In reference to the numbers?...I couldn't tell you. How it looks on your display?...You'ld have to decide.

I'm not familiar the Bruce tutorial but from what you've indicated I think what he was trying to go for is a kind of gammaless linearization of the scene. The flatness and brightness descriptions suggests something similar to what I have to do on my scanner to evenly spread out and equalize the high bit data in reference to the histogram so when I apply a scene correct tonal correction curve-(specifically shaped curve) I don't get the familiar hue/sat shift inherent editing in a gamma encoded RGB environment.

Whenever I'm forced to apply an oddball shaped tonal curve rather than a simple bow/umbrella shaped curve on scenes that have uneven hot spots in luminance/hue/saturation, I get these color anomolies. Flattening and brightening to even these hotspots out allows applying only a simple symetrical bow shaped or S-curve depending on low/high key scenes eliminating this color anomolie effect with the least amount of edits.

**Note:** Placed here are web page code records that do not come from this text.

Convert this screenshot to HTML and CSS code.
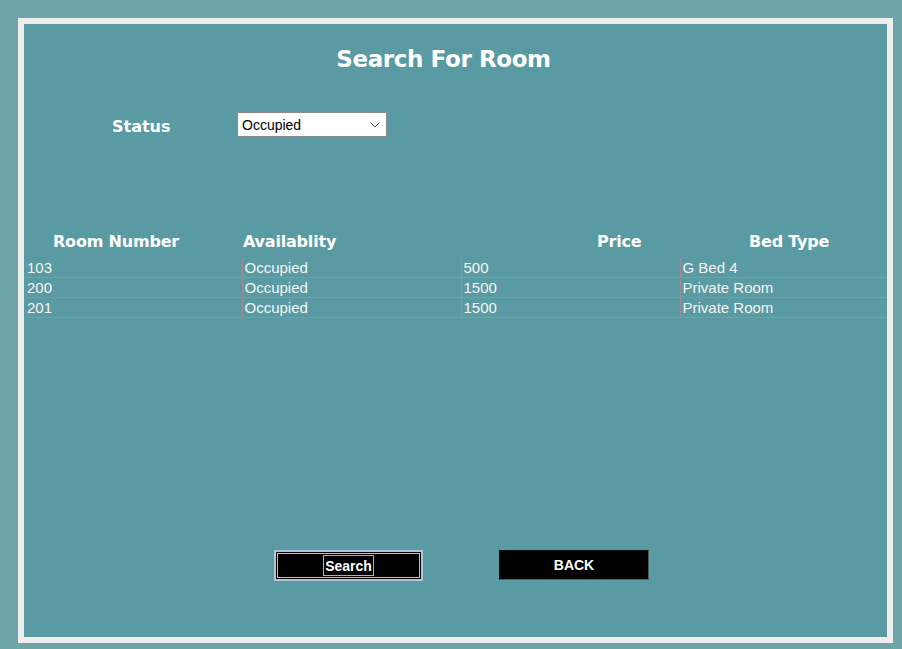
FILE: index.html
```html
<!DOCTYPE html>
<html>
<head>
<meta charset="utf-8">
<link rel="stylesheet" href="styles.css">
</head>
<body>
<div class="frame">
  <h1 class="title">Search For Room</h1>
  <div class="status-row">
    <label class="status-label">Status</label>
    <div class="select">
      <span>Occupied</span>
      <svg class="chev" width="10" height="6" viewBox="0 0 10 6"><path d="M0.5 0.5 L5 5 L9.5 0.5" fill="none" stroke="#444" stroke-width="1"/></svg>
    </div>
  </div>
  <div class="head-row">
    <span class="h1c">Room Number</span>
    <span class="h2c">Availablity</span>
    <span class="h3c">Price</span>
    <span class="h4c">Bed Type</span>
  </div>
  <table class="grid">
    <colgroup><col class="c1"><col class="c2"><col class="c3"><col class="c4"></colgroup>
    <tr><td>103</td><td>Occupied</td><td>500</td><td>G Bed 4</td></tr>
    <tr><td>200</td><td>Occupied</td><td>1500</td><td>Private Room</td></tr>
    <tr><td>201</td><td>Occupied</td><td>1500</td><td>Private Room</td></tr>
  </table>
  <div class="buttons">
    <button class="btn btn-search"><span class="focus">Search</span></button>
    <button class="btn btn-back">BACK</button>
  </div>
</div>
</body>
</html>
```
FILE: styles.css
```css
html, body {
  margin: 0;
  padding: 0;
  background: #6ea5a9;
}
body {
  width: 902px;
  height: 649px;
  overflow: hidden;
}
.frame {
  margin: 18px 9px 0 18px;
  width: 863px;
  height: 613px;
  border: 6px solid #eeeeee;
  background: #5a9ba3;
  color: #ffffff;
}
.title {
  margin: 0;
  padding: 20px 24px 0 0;
  text-align: center;
  font-family: "DejaVu Sans", Verdana, sans-serif;
  font-weight: bold;
  font-size: 23px;
  line-height: 30px;
  letter-spacing: -0.4px;
}
.status-row {
  display: flex;
  align-items: center;
  margin-top: 38px;
  padding-left: 88px;
  height: 25px;
}
.status-label {
  width: 125px;
  font-family: "DejaVu Sans", Verdana, sans-serif;
  font-weight: bold;
  font-size: 16px;
  line-height: 25px;
  padding-top: 4px;
}
.select {
  box-sizing: border-box;
  width: 150px;
  height: 25px;
  border: 1px solid #8a8a8a;
  background: #ffffff;
  color: #000;
  display: flex;
  align-items: center;
  justify-content: space-between;
  padding: 0 6px 0 4px;
  font-family: "Liberation Sans", Arial, sans-serif;
  font-size: 14px;
}
.chev { margin-top: 1px; }
.head-row {
  display: grid;
  grid-template-columns: 190px 354px 152px auto;
  padding-left: 29px;
  margin-top: 94px;
  height: 20px;
  line-height: 22px;
  font-family: "DejaVu Sans", Verdana, sans-serif;
  font-weight: bold;
  font-size: 16px;
  letter-spacing: -0.2px;
}
.grid {
  margin-top: 7px;
  width: 863px;
  border-collapse: collapse;
  table-layout: fixed;
  font-family: "Liberation Sans", Arial, sans-serif;
  font-size: 15px;
  color: #f4f4f4;
}
.c1 { width: 218px; }
.c2 { width: 219px; }
.c3 { width: 219px; }
.c4 { width: auto; }
.grid td {
  height: 19px;
  padding: 0 0 0 2px;
  line-height: 19px;
  border-bottom: 1px solid #a08c97;
  border-left: 1px solid #a08c97;
  vertical-align: middle;
  white-space: nowrap;
}
.grid td:first-child {
  border-left: none;
  padding-left: 3px;
}
.buttons {
  display: flex;
  margin-top: 232px;
  padding-left: 250px;
  gap: 76px;
}
.btn {
  font-family: "Liberation Sans", Arial, sans-serif;
  font-weight: bold;
  font-size: 14px;
  color: #ffffff;
  background: #000000;
  cursor: pointer;
  padding: 0;
  margin: 0;
  display: flex;
  align-items: center;
  justify-content: center;
}
.btn-search {
  width: 149px;
  height: 31px;
  border: 2px solid #b3c3da;
  box-shadow: inset 0 0 0 1px #000, inset 0 0 0 2px #b3c3da;
}
.focus {
  border: 1px solid #9fb0c8;
  padding: 2px 1px 1px 1px;
  line-height: 16px;
}
.btn-back {
  width: 150px;
  height: 30px;
  border: 1px solid #555c60;
  border-top-color: #111;
  border-left-color: #111;
}
```
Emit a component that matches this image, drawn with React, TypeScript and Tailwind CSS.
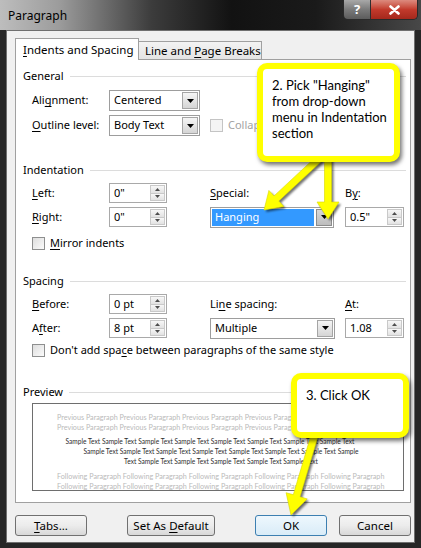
import React from "react";

function U({ c }: { c: string }) {
  return <span className="underline decoration-1 underline-offset-[2px]">{c}</span>;
}

function DownTri({ color = "#000" }: { color?: string }) {
  return (
    <svg width="7" height="4" viewBox="0 0 7 4">
      <polygon points="0,0 7,0 3.5,4" fill={color} />
    </svg>
  );
}

function SmallTri({ up }: { up?: boolean }) {
  return (
    <svg width="5" height="3" viewBox="0 0 5 3">
      <polygon points={up ? "0,3 5,3 2.5,0" : "0,0 5,0 2.5,3"} fill="#4d4d4d" />
    </svg>
  );
}

function Select({ value, w, highlighted }: { value: string; w: string; highlighted?: boolean }) {
  return (
    <div className={`flex h-[21px] items-stretch border border-[#9d9d9d] bg-white ${w}`}>
      {highlighted ? (
        <div className="m-[1px] flex flex-1 items-center bg-[#3399ff] pl-[3px] text-white">{value}</div>
      ) : (
        <div className="flex flex-1 items-center pl-[4px]">{value}</div>
      )}
      <div
        className={`m-[1px] flex w-[16px] items-center justify-center border ${
          highlighted
            ? "border-[#8c8c8c] bg-gradient-to-b from-[#d8d8d8] to-[#bdbdbd]"
            : "border-[#a5a5a5] bg-gradient-to-b from-[#f5f5f5] to-[#d5d5d5]"
        }`}
      >
        <DownTri />
      </div>
    </div>
  );
}

function Spin({ value, w }: { value: string; w: string }) {
  return (
    <div className={`flex h-[20px] items-stretch border border-[#a9a9a9] bg-white ${w}`}>
      <div className="flex flex-1 items-center pl-[4px]">{value}</div>
      <div className="my-[1px] mr-[1px] flex w-[15px] flex-col">
        <div className="flex flex-1 items-center justify-center border border-[#c9c9c9] bg-gradient-to-b from-[#f7f7f7] to-[#e2e2e2]">
          <SmallTri up />
        </div>
        <div className="flex flex-1 items-center justify-center border border-t-0 border-[#c9c9c9] bg-gradient-to-b from-[#f7f7f7] to-[#e2e2e2]">
          <SmallTri />
        </div>
      </div>
    </div>
  );
}

function Check({ disabled }: { disabled?: boolean }) {
  return (
    <div
      className={`h-[13px] w-[13px] border ${
        disabled ? "border-[#c4c4c4] bg-[#f4f4f4]" : "border-[#8e8f8f] bg-gradient-to-br from-[#dedede] to-[#fbfbfb]"
      }`}
    />
  );
}

function Heading({ children }: { children: React.ReactNode }) {
  return (
    <div className="flex h-[15px] items-center pl-[7px] pr-[4px]">
      <span className="whitespace-nowrap">{children}</span>
      <div className="ml-[6px] h-px flex-1 bg-[#dcdcdc]" />
    </div>
  );
}

function Btn({ children, w, primary }: { children: React.ReactNode; w: string; primary?: boolean }) {
  return (
    <div
      className={`flex h-[21px] items-center justify-center whitespace-nowrap rounded-[3px] border ${w} ${
        primary
          ? "border-[#3c7fb1] bg-gradient-to-b from-[#eef7fd] to-[#d9ecf8]"
          : "border-[#707070] bg-gradient-to-b from-[#f5f5f5] via-[#ececec] to-[#d8d8d8]"
      }`}
    >
      {children}
    </div>
  );
}

function arrowPts(x1: number, y1: number, x2: number, y2: number, w: number, hl: number, hw: number) {
  const dx = x2 - x1;
  const dy = y2 - y1;
  const L = Math.hypot(dx, dy);
  const ux = dx / L;
  const uy = dy / L;
  const px = -uy;
  const py = ux;
  const bx = x2 - ux * hl;
  const by = y2 - uy * hl;
  const pts = [
    [x1 + (px * w) / 2, y1 + (py * w) / 2],
    [bx + (px * w) / 2, by + (py * w) / 2],
    [bx + (px * hw) / 2, by + (py * hw) / 2],
    [x2, y2],
    [bx - (px * hw) / 2, by - (py * hw) / 2],
    [bx - (px * w) / 2, by - (py * w) / 2],
    [x1 - (px * w) / 2, y1 - (py * w) / 2],
  ];
  return pts.map((p) => `${p[0].toFixed(1)},${p[1].toFixed(1)}`).join(" ");
}

const ARROWS = [
  arrowPts(322, 156, 264, 210, 7, 17, 22),
  arrowPts(328, 156, 328, 219, 7, 17, 22),
  arrowPts(315, 434, 291, 515, 7, 20, 22),
];

export default function App() {
  const prev = "Previous Paragraph Previous Paragraph Previous Paragraph Previous Paragraph Previous Paragraph";
  const foll = "Following Paragraph Following Paragraph Following Paragraph Following Paragraph Following Paragraph";
  return (
    <div className="relative flex h-[548px] w-[421px] flex-col overflow-hidden bg-[#262626] font-['Noto_Sans',sans-serif] text-[11px] text-black">
      {/* Title bar */}
      <div className="flex h-[30px] items-start bg-[linear-gradient(to_right,#bdbdbd_0%,#9c9c9c_14%,#3c3c3c_36%,#121212_55%,#1a1a1a_75%,#484848_100%)]">
        <div className="pl-[8px] pt-[7px] text-[12px] text-black">Paragraph</div>
        <div className="ml-auto mr-[3px] flex h-[20px] rounded-b-[5px] border border-t-0 border-[#2a2a2a]">
          <div className="flex w-[27px] items-center justify-center rounded-bl-[4px] border-r border-[#2e2e2e] bg-gradient-to-b from-[#a8a8a8] via-[#7a7a7a] to-[#5c5c5c] text-[13px] font-bold text-white">
            ?
          </div>
          <div className="flex w-[46px] items-center justify-center rounded-br-[4px] bg-gradient-to-b from-[#dc8a7e] via-[#c23a2c] to-[#a5281c]">
            <svg width="11" height="10" viewBox="0 0 11 10">
              <path d="M1.5 1.5 L9.5 8.5 M9.5 1.5 L1.5 8.5" stroke="#fff" strokeWidth="2.6" strokeLinecap="round" />
            </svg>
          </div>
        </div>
      </div>

      {/* Client area */}
      <div className="mx-[6px] mb-[5px] flex flex-1 flex-col border border-[#6f6f6f] bg-[#f0f0f0] pl-[8px] pr-[3px] pt-[7px]">
        {/* Tabs */}
        <div className="flex h-[21px] items-end">
          <div className="relative z-10 -mb-px flex h-[22px] w-[124px] items-center whitespace-nowrap border border-b-0 border-[#a0a0a0] bg-white pl-[7px] text-[11.5px]">
            <span>
              <U c="I" />ndents and Spacing
            </span>
          </div>
          <div className="flex h-[18px] w-[123px] items-center whitespace-nowrap border border-b-0 border-l-0 border-[#a0a0a0] bg-gradient-to-b from-[#f3f3f3] to-[#e4e4e4] pl-[6px] text-[11.5px]">
            <span>
              Line and <U c="P" />age Breaks
            </span>
          </div>
        </div>

        {/* Panel */}
        <div className="flex h-[444px] flex-col border border-[#a0a0a0] bg-white">
          <div className="mt-[9px]">
            <Heading>General</Heading>
          </div>
          <div className="mt-[6px] flex h-[21px] items-center whitespace-nowrap pl-[16px]">
            <div className="w-[77px]">
              Ali<U c="g" />nment:
            </div>
            <Select value="Centered" w="w-[91px]" />
          </div>
          <div className="mt-[4px] flex h-[21px] items-center whitespace-nowrap pl-[16px]">
            <div className="w-[77px]">
              <U c="O" />utline level:
            </div>
            <div className="w-[101px]">
              <Select value="Body Text" w="w-[91px]" />
            </div>
            <Check disabled />
            <span className="ml-[5px] text-[#a3a3a3]">Collapsed by default</span>
          </div>

          <div className="mt-[27px]">
            <Heading>Indentation</Heading>
          </div>
          <div className="mt-[5px] flex h-[20px] items-center whitespace-nowrap pl-[16px]">
            <div className="w-[77px]">
              <U c="L" />eft:
            </div>
            <div className="w-[101px]">
              <Spin value={'0"'} w="w-[58px]" />
            </div>
            <div className="w-[135px]">
              <U c="S" />pecial:
            </div>
            <div>
              B<U c="y" />:
            </div>
          </div>
          <div className="mt-[4px] flex h-[20px] items-center whitespace-nowrap pl-[16px]">
            <div className="w-[77px]">
              <U c="R" />ight:
            </div>
            <div className="w-[101px]">
              <Spin value={'0"'} w="w-[58px]" />
            </div>
            <div className="w-[135px]">
              <Select value="Hanging" w="w-[124px]" highlighted />
            </div>
            <Spin value={'0.5"'} w="w-[59px]" />
          </div>
          <div className="mt-[8px] flex h-[16px] items-center whitespace-nowrap pl-[16px]">
            <Check />
            <span className="ml-[5px]">
              <U c="M" />irror indents
            </span>
          </div>

          <div className="mt-[23px]">
            <Heading>Spacing</Heading>
          </div>
          <div className="mt-[5px] flex h-[20px] items-center whitespace-nowrap pl-[16px]">
            <div className="w-[77px]">
              <U c="B" />efore:
            </div>
            <div className="w-[101px]">
              <Spin value="0 pt" w="w-[58px]" />
            </div>
            <div className="w-[135px]">
              Li<U c="n" />e spacing:
            </div>
            <div>
              <U c="A" />t:
            </div>
          </div>
          <div className="mt-[4px] flex h-[20px] items-center whitespace-nowrap pl-[16px]">
            <div className="w-[77px]">
              A<U c="f" />ter:
            </div>
            <div className="w-[101px]">
              <Spin value="8 pt" w="w-[58px]" />
            </div>
            <div className="w-[135px]">
              <Select value="Multiple" w="w-[125px]" />
            </div>
            <Spin value="1.08" w="w-[59px]" />
          </div>
          <div className="mt-[4px] flex h-[16px] items-center whitespace-nowrap pl-[16px]">
            <Check />
            <span className="ml-[5px]">
              Don't add spa<U c="c" />e between paragraphs of the same style
            </span>
          </div>

          <div className="mt-[27px]">
            <Heading>Preview</Heading>
          </div>
          <div className="ml-[16px] mt-[3px] h-[88px] w-[372px] overflow-hidden border border-[#6e6e6e] bg-white font-['Lato',sans-serif] text-[6.6px] leading-[10px]">
            <div className="mt-[9px] whitespace-nowrap pl-[24px] text-[7.2px] text-[#bababa]">{prev}</div>
            <div className="whitespace-nowrap pl-[24px] text-[7.2px] text-[#bababa]">{prev}</div>
            <div className="mt-[3px] whitespace-nowrap pl-[24px] pr-[40px] text-center text-[#2e2e2e]">
              Sample Text Sample Text Sample Text Sample Text Sample Text Sample Text Sample Text Sample Text
            </div>
            <div className="whitespace-nowrap pl-[16px] pr-[10px] text-center text-[#2e2e2e]">
              Sample Text Sample Text Sample Text Sample Text Sample Text Sample Text Sample Text Sample
            </div>
            <div className="whitespace-nowrap pl-[16px] pr-[10px] text-center text-[#2e2e2e]">
              Text Sample Text Sample Text Sample Text Sample Text Sample Text
            </div>
            <div className="mt-[6px] whitespace-nowrap pl-[24px] text-[7.2px] text-[#bababa]">{foll}</div>
            <div className="whitespace-nowrap pl-[24px] text-[7.2px] text-[#bababa]">{foll}</div>
          </div>
        </div>

        {/* Buttons */}
        <div className="mt-[12px] flex text-[11.5px]">
          <Btn w="w-[72px]">
            <span>
              <U c="T" />abs...
            </span>
          </Btn>
          <div className="ml-[40px]">
            <Btn w="w-[88px]">
              <span>
                Set As <U c="D" />efault
              </span>
            </Btn>
          </div>
          <div className="ml-[40px]">
            <Btn w="w-[72px]" primary>
              OK
            </Btn>
          </div>
          <div className="ml-[12px]">
            <Btn w="w-[72px]">Cancel</Btn>
          </div>
        </div>
      </div>

      {/* Annotation arrows */}
      <svg className="pointer-events-none absolute left-0 top-0" width="421" height="548" viewBox="0 0 421 548">
        <defs>
          <filter id="blur" x="-20%" y="-20%" width="140%" height="140%">
            <feGaussianBlur stdDeviation="1.2" />
          </filter>
        </defs>
        {ARROWS.map((p, i) => (
          <g key={i}>
            <polygon points={p} fill="rgba(0,0,0,0.55)" transform="translate(2,2)" filter="url(#blur)" />
            <polygon points={p} fill="#ffff00" stroke="#d9d900" strokeWidth="0.6" />
          </g>
        ))}
      </svg>

      {/* Callout 1 */}
      <div className="absolute left-[257px] top-[63px] h-[99px] w-[143px] rounded-[10px] border-[6px] border-[#ffff00] bg-white pl-[9px] pt-[8px] font-['Lato',sans-serif] text-[13px] leading-[16px] text-black shadow-[2px_3px_4px_rgba(0,0,0,0.55)]">
        <div>2. Pick "Hanging"</div>
        <div>from drop-down</div>
        <div>menu in Indentation</div>
        <div>section</div>
      </div>

      {/* Callout 2 */}
      <div className="absolute left-[291px] top-[373px] h-[65px] w-[118px] rounded-[10px] border-[6px] border-[#ffff00] bg-white pl-[9px] pt-[8px] font-['Lato',sans-serif] text-[13px] leading-[16px] text-black shadow-[2px_3px_4px_rgba(0,0,0,0.55)]">
        3. Click OK
      </div>
    </div>
  );
}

Your camera is a far better and more accurate device for capturing linearly than my cheap scanner and adjusting only the luminance channel if available in your situation is the thing to do. It's very much like working in LAB space. Now trying to predict what the numbers should be and if they are correct after doing this is beyond my ability or knowledge. If it looks good who cares about the numbers.

For instance big moves can be made to the numbers before a difference can be seen when adjusting a flat color patch in PS's Color Picker in AdobeRGB. Try it. So I find it quite difficult to understand how exactly matching the numbers in a Gretag CC can be a way to achieve accuracy. It's probably meant as a rough guide in regards to the numbers and the eyes can do the rest.

I'm not a professional and I couldn't shoot a pro image if my life depended on it but I've been observing and researching for several years tinkering with several different RGB devices and digital image processes to a point I've developed a kind of intuition. So take what I've said here with a grain of salt.